Skip any picture you find and retype all the remaining lines exactly.
▬▬▬
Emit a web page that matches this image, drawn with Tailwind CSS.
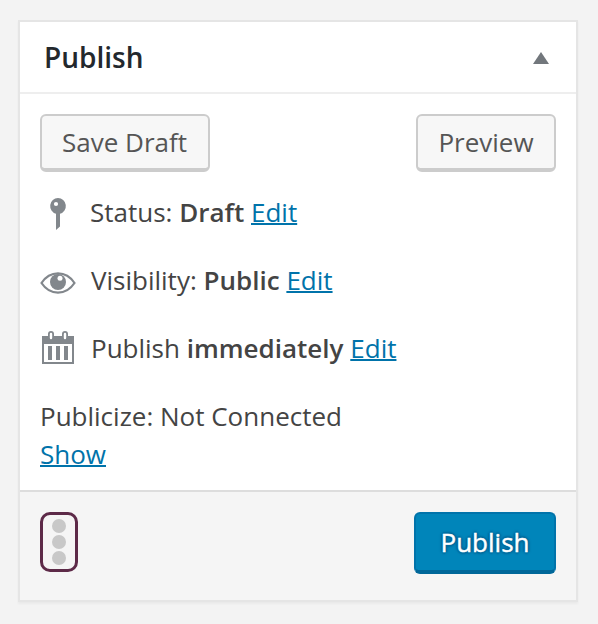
<!DOCTYPE html>
<html lang="en">

<head>
  <meta charset="UTF-8">
  <meta name="viewport" content="width=device-width, initial-scale=1.0">
  <title>Publish</title>
  <script src="https://cdn.jsdelivr.net/npm/@tailwindcss/browser@4"></script>
</head>

<body class="h-screen overflow-hidden bg-[#f3f3f3] px-[18px] pt-5 font-['Open_Sans',sans-serif] text-[26px] text-[#444]">
  <section class="w-[560px] border-2 border-[#e5e5e5] bg-white shadow-[0_2px_2px_rgba(0,0,0,0.04)]">
    <header class="flex h-[72px] items-center justify-between border-b-2 border-[#eee] pr-[27px] pl-6">
      <h2 class="text-[28px] leading-9 font-semibold text-[#23282d]">Publish</h2>
      <svg class="mt-0.5 h-3 w-4" viewBox="0 0 16 12" fill="#72777c">
        <path d="M8 0L16 12H0z" />
      </svg>
    </header>

    <div class="h-[396px] px-5 pt-5">
      <div class="flex justify-between">
        <button class="h-[58px] w-[170px] rounded-md border-2 border-b-4 border-[#ccc] bg-[#f7f7f7] pr-px leading-9 text-[#555]">Save Draft</button>
        <button class="h-[58px] w-[140px] rounded-md border-2 border-b-4 border-[#ccc] bg-[#f7f7f7] leading-9 text-[#555]">Preview</button>
      </div>

      <ul class="pt-1.5">
        <li class="flex h-17 items-center">
          <!-- pin -->
          <svg class="mr-3.5 h-9 w-9" viewBox="0 0 36 36" fill="#82878c">
            <path fill-rule="evenodd" d="M18 4a8 8 0 0 1 2 15.700V32.500L16 36V19.700A8 8 0 0 1 18 4zM16 7.900a2.100 2.100 0 1 0 0 4.200a2.100 2.100 0 0 0 0-4.200z" />
          </svg>
          <p>Status: <b class="font-semibold">Draft</b> <a href="#" class="text-[#0073aa] underline decoration-2">Edit</a></p>
        </li>
        <li class="flex h-17 items-center">
          <!-- eye -->
          <svg class="mr-[15px] h-9 w-9" viewBox="0 0 36 36">
            <path d="M1.500 21C10 8.200 26 8.200 34.500 21C26 33.800 10 33.800 1.500 21z" fill="none" stroke="#82878c" stroke-width="2.200" />
            <circle cx="18" cy="20" r="8" fill="#82878c" />
            <circle cx="20" cy="16.200" r="2.500" fill="#fff" />
          </svg>
          <p>Visibility: <b class="font-semibold">Public</b> <a href="#" class="text-[#0073aa] underline decoration-2">Edit</a></p>
        </li>
        <li class="flex h-17 items-center">
          <!-- calendar -->
          <svg class="mr-[15px] h-9 w-9" viewBox="0 0 36 36" fill="#82878c">
            <path fill-rule="evenodd" d="M2 6H34V34H2zM4 14V32H32V14z" />
            <path d="M8 16h4v14H8zM16 16h4v14h-4zM24 16h4v14h-4z" />
            <rect x="8" y="1" width="6" height="9" rx="3" />
            <rect x="22" y="1" width="6" height="9" rx="3" />
            <rect x="9.800" y="2.800" width="2.400" height="6.500" rx="1.200" fill="#fff" />
            <rect x="23.800" y="2.800" width="2.400" height="6.500" rx="1.200" fill="#fff" />
          </svg>
          <p>Publish <b class="font-semibold">immediately</b> <a href="#" class="text-[#0073aa] underline decoration-2">Edit</a></p>
        </li>
      </ul>

      <div class="pt-[15px] leading-[38px]">
        <p>Publicize: Not Connected</p>
        <a href="#" class="text-[#0073aa] underline decoration-2">Show</a>
      </div>
    </div>

    <footer class="flex h-[110px] items-start justify-between border-t-2 border-[#ddd] bg-[#f5f5f5] px-5 pt-5">
      <div class="flex h-[60px] w-[38px] flex-col items-center justify-center gap-0.5 rounded-[10px] border-3 border-[#5d2a48]">
        <span class="h-3.5 w-3.5 rounded-full bg-[#c8c8c8]"></span>
        <span class="h-3.5 w-3.5 rounded-full bg-[#c8c8c8]"></span>
        <span class="h-3.5 w-3.5 rounded-full bg-[#c8c8c8]"></span>
      </div>
      <button class="h-[62px] w-[142px] rounded-md border-2 border-b-4 border-[#0073aa] border-b-[#006799] bg-[#0085ba] leading-9 font-medium text-white [-webkit-text-stroke:0.4px_white] [text-shadow:0_-2px_2px_#006799,2px_0_2px_#006799,0_2px_2px_#006799,-2px_0_2px_#006799]">Publish</button>
    </footer>
  </section>
</body>

</html>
▬▬▬
▶ [RESULT FOR THIS TASK]:
Emit a web page that matches this image, drawn with Tailwind CSS.
<!DOCTYPE html>
<html lang="en">

<head>
  <meta charset="UTF-8">
  <meta name="viewport" content="width=device-width, initial-scale=1.0">
  <title>Publish</title>
  <script src="https://cdn.jsdelivr.net/npm/@tailwindcss/browser@4"></script>
</head>

<body class="h-screen overflow-hidden bg-[#f3f3f3] px-[18px] pt-5 font-['Open_Sans',sans-serif] text-[26px] text-[#444]">
  <section class="w-[560px] border-2 border-[#e5e5e5] bg-white shadow-[0_2px_2px_rgba(0,0,0,0.04)]">
    <header class="flex h-[72px] items-center justify-between border-b-2 border-[#eee] pr-[27px] pl-6">
      <h2 class="text-[28px] leading-9 font-semibold text-[#23282d]">Publish</h2>
      <svg class="mt-0.5 h-3 w-4" viewBox="0 0 16 12" fill="#72777c">
        <path d="M8 0L16 12H0z" />
      </svg>
    </header>

    <div class="h-[396px] px-5 pt-5">
      <div class="flex justify-between">
        <button class="h-[58px] w-[170px] rounded-md border-2 border-b-4 border-[#ccc] bg-[#f7f7f7] pr-px leading-9 text-[#555]">Save Draft</button>
        <button class="h-[58px] w-[140px] rounded-md border-2 border-b-4 border-[#ccc] bg-[#f7f7f7] leading-9 text-[#555]">Preview</button>
      </div>

      <ul class="pt-1.5">
        <li class="flex h-17 items-center">
          <!-- pin -->
          <svg class="mr-3.5 h-9 w-9" viewBox="0 0 36 36" fill="#82878c">
            <path fill-rule="evenodd" d="M18 4a8 8 0 0 1 2 15.700V32.500L16 36V19.700A8 8 0 0 1 18 4zM16 7.900a2.100 2.100 0 1 0 0 4.200a2.100 2.100 0 0 0 0-4.200z" />
          </svg>
          <p>Status: <b class="font-semibold">Draft</b> <a href="#" class="text-[#0073aa] underline decoration-2">Edit</a></p>
        </li>
        <li class="flex h-17 items-center">
          <!-- eye -->
          <svg class="mr-[15px] h-9 w-9" viewBox="0 0 36 36">
            <path d="M1.500 21C10 8.200 26 8.200 34.500 21C26 33.800 10 33.800 1.500 21z" fill="none" stroke="#82878c" stroke-width="2.200" />
            <circle cx="18" cy="20" r="8" fill="#82878c" />
            <circle cx="20" cy="16.200" r="2.500" fill="#fff" />
          </svg>
          <p>Visibility: <b class="font-semibold">Public</b> <a href="#" class="text-[#0073aa] underline decoration-2">Edit</a></p>
        </li>
        <li class="flex h-17 items-center">
          <!-- calendar -->
          <svg class="mr-[15px] h-9 w-9" viewBox="0 0 36 36" fill="#82878c">
            <path fill-rule="evenodd" d="M2 6H34V34H2zM4 14V32H32V14z" />
            <path d="M8 16h4v14H8zM16 16h4v14h-4zM24 16h4v14h-4z" />
            <rect x="8" y="1" width="6" height="9" rx="3" />
            <rect x="22" y="1" width="6" height="9" rx="3" />
            <rect x="9.800" y="2.800" width="2.400" height="6.500" rx="1.200" fill="#fff" />
            <rect x="23.800" y="2.800" width="2.400" height="6.500" rx="1.200" fill="#fff" />
          </svg>
          <p>Publish <b class="font-semibold">immediately</b> <a href="#" class="text-[#0073aa] underline decoration-2">Edit</a></p>
        </li>
      </ul>

      <div class="pt-[15px] leading-[38px]">
        <p>Publicize: Not Connected</p>
        <a href="#" class="text-[#0073aa] underline decoration-2">Show</a>
      </div>
    </div>

    <footer class="flex h-[110px] items-start justify-between border-t-2 border-[#ddd] bg-[#f5f5f5] px-5 pt-5">
      <div class="flex h-[60px] w-[38px] flex-col items-center justify-center gap-0.5 rounded-[10px] border-3 border-[#5d2a48]">
        <span class="h-3.5 w-3.5 rounded-full bg-[#c8c8c8]"></span>
        <span class="h-3.5 w-3.5 rounded-full bg-[#c8c8c8]"></span>
        <span class="h-3.5 w-3.5 rounded-full bg-[#c8c8c8]"></span>
      </div>
      <button class="h-[62px] w-[142px] rounded-md border-2 border-b-4 border-[#0073aa] border-b-[#006799] bg-[#0085ba] leading-9 font-medium text-white [-webkit-text-stroke:0.4px_white] [text-shadow:0_-2px_2px_#006799,2px_0_2px_#006799,0_2px_2px_#006799,-2px_0_2px_#006799]">Publish</button>
    </footer>
  </section>
</body>

</html>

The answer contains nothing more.